10-27-2014, 09:33 AM
Thanks so much for that Robert! I have copied for future reference, you are excellent at explaining techniques if you don't mind me saying! :) I have posted the wip of the piece in question here http://www.wetcanvas.com/forums/showthread.php?p=20255861#post20255861 if you care to take a look?

10-27-2014, 03:08 PM
Maybe you can also look at this:
(wow :))

10-27-2014, 03:32 PM
I did Nick, wow, amazing spray and waves in that one!

10-27-2014, 07:44 PM
Abi, I did and said "You're done." The amount of wave spatter you have and the way it works is perfect for a background. It's like the three white whiskers on my cat. The lines are heavier so I don't put in the two dozen he has or you wouldn't see his black muzzle under them. They stand for lots more. The spatters show up very nicely and lead up toward the subject, being a pointer. What I said, and I mean it, is that you're very ready to put in the subject. Don't do one more thing to that background till the subject is in.

You may make some tweaks at the end when you see it in relation to the subject that improve it further but right now it's ready to get the subject.

Awesome background. ON future paintings remember there's no one right way to do it. Wave anatomy and foam spatter are at their most detailed in the focal area just as they would be if it was the main subject. They're not so less is more, people will see that spatter out of focus.

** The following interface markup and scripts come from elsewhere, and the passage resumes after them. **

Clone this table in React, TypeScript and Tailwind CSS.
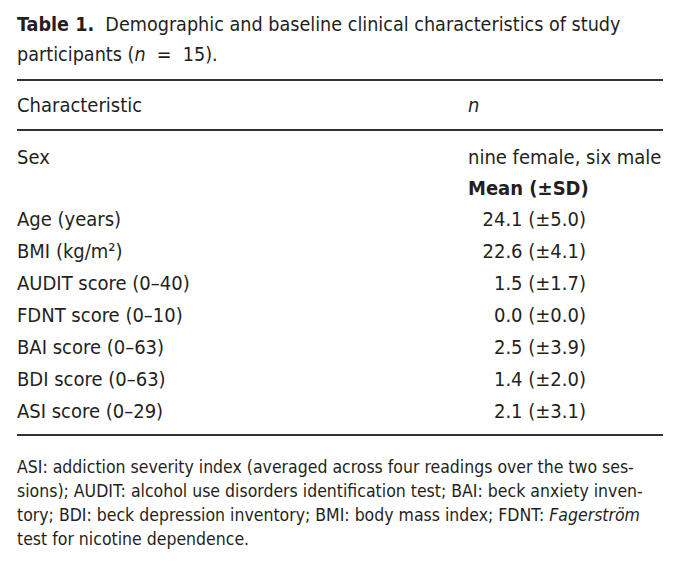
import React from 'react';

const rows: [string, string][] = [
  ['Age (years)', '24.1 (±5.0)'],
  ['BMI (kg/m²)', '22.6 (±4.1)'],
  ['AUDIT score (0–40)', '1.5 (±1.7)'],
  ['FDNT score (0–10)', '0.0 (±0.0)'],
  ['BAI score (0–63)', '2.5 (±3.9)'],
  ['BDI score (0–63)', '1.4 (±2.0)'],
  ['ASI score (0–29)', '2.1 (±3.1)'],
];

const App: React.FC = () => {
  return (
    <div
      className="w-[680px] h-[568px] bg-white text-[#231f20] px-[17px] pt-[10px]"
      style={{ fontFamily: '"DejaVu Sans Condensed", "Liberation Sans Narrow", sans-serif' }}
    >
      <div className="text-[19.6px] leading-[30px] whitespace-nowrap">
        <div>
          <b>Table 1.</b>&nbsp; Demographic and baseline clinical characteristics of study
        </div>
        <div>
          participants (<i>n</i>&nbsp;&nbsp;=&nbsp;&nbsp;15).
        </div>
      </div>

      <div className="mt-[9px] border-t-2 border-[#333]">
        <div className="flex h-[48px] items-center text-[20px]">
          <div className="w-[451px]">Characteristic</div>
          <div className="italic">n</div>
        </div>
      </div>

      <div className="border-t-2 border-b-2 border-[#333] pt-[10px] pb-[7px] text-[20px]">
        <div className="flex h-[31px] items-center">
          <div className="w-[451px]">Sex</div>
          <div className="whitespace-nowrap">nine female, six male</div>
        </div>
        <div className="flex h-[31px] items-center">
          <div className="w-[451px]"></div>
          <div className="font-bold whitespace-nowrap">Mean (±SD)</div>
        </div>
        {rows.map(([label, value]) => (
          <div key={label} className="flex h-[32px] items-center">
            <div className="w-[451px]">{label}</div>
            <div className="w-[118px] text-right whitespace-nowrap">{value}</div>
          </div>
        ))}
      </div>

      <div className="mt-[19px] text-[17.5px] leading-[24px] whitespace-nowrap">
        <div>ASI: addiction severity index (averaged across four readings over the two ses-</div>
        <div>sions); AUDIT: alcohol use disorders identification test; BAI: beck anxiety inven-</div>
        <div>
          tory; BDI: beck depression inventory; BMI: body mass index; FDNT: <i>Fagerström</i>
        </div>
        <div>test for nicotine dependence.</div>
      </div>
    </div>
  );
};

export default App;
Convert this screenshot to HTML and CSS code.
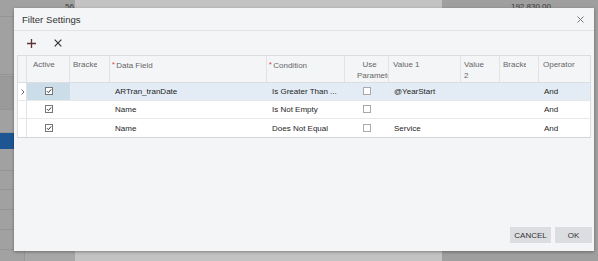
FILE: index.html
```html
<!DOCTYPE html>
<html>
<head>
<meta charset="utf-8">
<title>Filter Settings</title>
<link rel="stylesheet" href="styles.css">
</head>
<body>
<div class="app">
  <div class="col-left">
    <div class="lrow h17"><span class="num">56</span></div>
    <div class="lrow h58"></div>
    <div class="lrow h2"></div>
    <div class="lrow h33 dark"></div>
    <div class="lrow h23"></div>
    <div class="lrow h16 blue"></div>
    <div class="lrow h22"></div>
    <div class="lrow h19"></div>
    <div class="lrow h20"></div>
    <div class="lrow h20"></div>
    <div class="lrow h20"></div>
    <div class="lrow last"><div class="cell-a"></div><div class="cell-b"></div></div>
  </div>
  <div class="col-mid"></div>
  <div class="col-right"><span class="num">192,830.00</span></div>
</div>

<div class="dialog">
  <div class="titlebar">
    <span class="title">Filter Settings</span>
    <span class="close">
      <svg width="7" height="7" viewBox="0 0 7 7"><path d="M0.5 0.5L6.5 6.5M6.5 0.5L0.5 6.5" stroke="#777" stroke-width="1" fill="none"/></svg>
    </span>
  </div>
  <div class="toolbar">
    <span class="tb-btn">
      <svg width="9" height="9" viewBox="0 0 9 9"><path d="M4.5 0V9M0 4.5H9" stroke="#5e3434" stroke-width="1.3" fill="none"/></svg>
    </span>
    <span class="tb-btn">
      <svg width="8" height="8" viewBox="0 0 8 8"><path d="M0.7 0.7L7.3 7.3M7.3 0.7L0.7 7.3" stroke="#333" stroke-width="1.2" fill="none"/></svg>
    </span>
  </div>

  <div class="grid">
    <div class="row head">
      <div class="hc sel"></div>
      <div class="hc c-active"><span class="ht">Active</span></div>
      <div class="hc"><span class="ht">Bracket</span></div>
      <div class="hc c-req"><span class="ht"><span class="req">*</span>Data Field</span></div>
      <div class="hc c-req"><span class="ht"><span class="req">*</span>Condition</span></div>
      <div class="hc c-param"><span class="hw">Use Parameter</span></div>
      <div class="hc c-val"><span class="ht">Value 1</span></div>
      <div class="hc"><span class="hw">Value 2</span></div>
      <div class="hc"><span class="ht">Bracket</span></div>
      <div class="hc c-val last"><span class="ht">Operator</span></div>
    </div>

    <div class="row body current">
      <div class="bc sel">
        <svg width="4" height="6" viewBox="0 0 4 6"><path d="M0.5 0.5L3 3L0.5 5.5" stroke="#555" stroke-width="0.9" fill="none"/></svg>
      </div>
      <div class="bc center active-cell">
        <svg class="cb" width="8" height="8" viewBox="0 0 8 8"><rect x="0.5" y="0.5" width="7" height="7" fill="#fff" stroke="#777"/><path d="M2 4.2L3.4 5.6L6.2 2.4" stroke="#333" stroke-width="1" fill="none"/></svg>
      </div>
      <div class="bc"></div>
      <div class="bc">ARTran_tranDate</div>
      <div class="bc">Is Greater Than ...</div>
      <div class="bc center">
        <svg class="cb" width="8" height="8" viewBox="0 0 8 8"><rect x="0.5" y="0.5" width="7" height="7" fill="#fff" stroke="#a9a9a9"/></svg>
      </div>
      <div class="bc">@YearStart</div>
      <div class="bc"></div>
      <div class="bc"></div>
      <div class="bc">And</div>
    </div>

    <div class="row body">
      <div class="bc sel"></div>
      <div class="bc center">
        <svg class="cb" width="8" height="8" viewBox="0 0 8 8"><rect x="0.5" y="0.5" width="7" height="7" fill="#fff" stroke="#777"/><path d="M2 4.2L3.4 5.6L6.2 2.4" stroke="#333" stroke-width="1" fill="none"/></svg>
      </div>
      <div class="bc"></div>
      <div class="bc">Name</div>
      <div class="bc">Is Not Empty</div>
      <div class="bc center">
        <svg class="cb" width="8" height="8" viewBox="0 0 8 8"><rect x="0.5" y="0.5" width="7" height="7" fill="#fff" stroke="#a9a9a9"/></svg>
      </div>
      <div class="bc"></div>
      <div class="bc"></div>
      <div class="bc"></div>
      <div class="bc">And</div>
    </div>

    <div class="row body">
      <div class="bc sel"></div>
      <div class="bc center">
        <svg class="cb" width="8" height="8" viewBox="0 0 8 8"><rect x="0.5" y="0.5" width="7" height="7" fill="#fff" stroke="#777"/><path d="M2 4.2L3.4 5.6L6.2 2.4" stroke="#333" stroke-width="1" fill="none"/></svg>
      </div>
      <div class="bc"></div>
      <div class="bc">Name</div>
      <div class="bc">Does Not Equal</div>
      <div class="bc center">
        <svg class="cb" width="8" height="8" viewBox="0 0 8 8"><rect x="0.5" y="0.5" width="7" height="7" fill="#fff" stroke="#a9a9a9"/></svg>
      </div>
      <div class="bc">Service</div>
      <div class="bc"></div>
      <div class="bc"></div>
      <div class="bc">And</div>
    </div>
  </div>

  <div class="footer">
    <button class="btn cancel">CANCEL</button>
    <button class="btn ok">OK</button>
  </div>
</div>
</body>
</html>
```

FILE: styles.css
```css
html, body {
  margin: 0;
  padding: 0;
}
body {
  width: 598px;
  height: 261px;
  overflow: hidden;
  position: relative;
  font-family: "Liberation Sans", Arial, sans-serif;
  background: #a0a0a0;
}

/* dimmed background application */
.app {
  display: flex;
  height: 261px;
}
.col-left {
  width: 75px;
  display: flex;
  flex-direction: column;
  background: #a1a1a1;
}
.lrow {
  box-sizing: border-box;
  border-bottom: 1px solid #959595;
}
.lrow .num {
  display: block;
  text-align: right;
  padding: 2px 1px 0 0;
  font-size: 8px;
  line-height: 10px;
  color: #3a3a3a;
}
.h17 { height: 17px; }
.h58 { height: 58px; }
.h2 { height: 2px; }
.h33 { height: 33px; }
.h23 { height: 23px; }
.h16 { height: 16px; }
.h22 { height: 22px; }
.h19 { height: 19px; }
.h20 { height: 20px; }
.dark { background: #9a9a9a; }
.blue { background: #1e5593; border-bottom-color: #1e5593; }
.lrow.last {
  flex: 1;
  display: flex;
  border-bottom: none;
}
.cell-a { width: 24px; border-right: 1px solid #979797; background: #a2a2a2; }
.cell-b { flex: 1; background: #a7a7a7; }

.col-mid {
  width: 367px;
  background: #c3c3c3;
}
.col-right {
  flex: 1;
  background: #9f9f9f;
  text-align: right;
  padding: 2px 47px 0 0;
  font-size: 8px;
  line-height: 10px;
  color: #3a3a3a;
}

/* dialog */
.dialog {
  position: absolute;
  left: 14px;
  top: 8px;
  width: 580px;
  height: 243px;
  box-sizing: border-box;
  background: #f4f5f7;
  box-shadow: 0 1px 3px rgba(0, 0, 0, 0.35);
  display: flex;
  flex-direction: column;
}
.titlebar {
  box-sizing: border-box;
  height: 23px;
  border-bottom: 1px solid #e1e3e7;
  display: flex;
  align-items: center;
  justify-content: space-between;
  padding: 0 10px 0 8px;
}
.title {
  font-size: 9.6px;
  color: #333;
}
.close {
  display: flex;
  width: 7px;
  height: 7px;
}
.toolbar {
  height: 24px;
  display: flex;
  align-items: center;
  padding-left: 13px;
  gap: 18px;
}
.tb-btn {
  display: flex;
}

/* grid */
.grid {
  margin: 0 3px;
  border: 1px solid #dcdde0;
  border-bottom-color: #d4d5d8;
  background: #fff;
}
.row {
  display: grid;
  grid-template-columns: 9px 43px 40px 157px 78px 44px 72px 39px 39px 51px;
  box-sizing: border-box;
}
.row.head {
  height: 27px;
  background: #f4f5f7;
  border-bottom: 1px solid #dcdde0;
}
.hc {
  box-sizing: border-box;
  border-right: 1px solid #e2e3e6;
  padding: 4px 12px 0 3px;
  font-size: 8px;
  line-height: 10.5px;
  color: #666;
  min-width: 0;
}
.hc.last { border-right: none; }
.hc.sel { padding: 0; }
.hc.c-active { padding-left: 6px; }
.hc.c-req { padding-left: 2px; }
.hc.c-param {
  padding-left: 12px;
  padding-right: 6px;
  text-align: center;
  overflow: hidden;
}
.hc.c-val { padding-left: 4px; }
.ht {
  display: block;
  white-space: nowrap;
  overflow: hidden;
}
.hw {
  display: block;
}
.req {
  color: #e03030;
  font-size: 7px;
  margin-right: 1.5px;
  vertical-align: 1px;
}

.row.body {
  height: 18px;
  border-bottom: 1px solid #e7e8ea;
}
.row.body:last-child {
  border-bottom: none;
}
.row.current {
  background: #e3ecf4;
}
.bc {
  display: flex;
  align-items: center;
  padding-left: 5px;
  font-size: 8px;
  color: #1e1e1e;
  white-space: nowrap;
  overflow: hidden;
  min-width: 0;
}
.bc.sel {
  padding-left: 3px;
  background: #fff;
  border-right: 1px solid #e2e3e6;
}
.bc.center {
  justify-content: center;
  padding-left: 0;
}
.active-cell {
  background: #cadde9;
}
.cb {
  display: block;
  margin-top: -1px;
}

/* footer */
.footer {
  margin-top: auto;
  display: flex;
  justify-content: flex-end;
  gap: 4px;
  padding: 0 2px 8px 0;
}
.btn {
  height: 16px;
  border: none;
  border-radius: 0;
  background: #dcdde0;
  color: #333;
  font-family: "Liberation Sans", Arial, sans-serif;
  font-size: 8px;
  padding: 0;
  margin: 0;
}
.btn.cancel { width: 41px; }
.btn.ok { width: 37px; }
```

Nick, lovely sea painting you referenced! Very different soft edged approach to spatter and the wave shapes are fabulous. Love the foam sliding around on them and their irregularity. They are so three dimensional. Fine details are to scale. It's a big painting.

10-28-2014, 04:59 AM
The wave Nick posted looks like it has quite a bit of pure cool white.. but it's a cool painting over all. Stormy.

11-05-2014, 12:40 PM
I have found one more :)


11-05-2014, 02:47 PM
Good question.
I also like to learn how to paint Waves. It would be very fun. One consideration is about the light sunrise or sunset or strong sunshine. Some warmer light yellow can be nice I Think.

Good that you put links here. I will read them later. I will have to check Roberts wave to.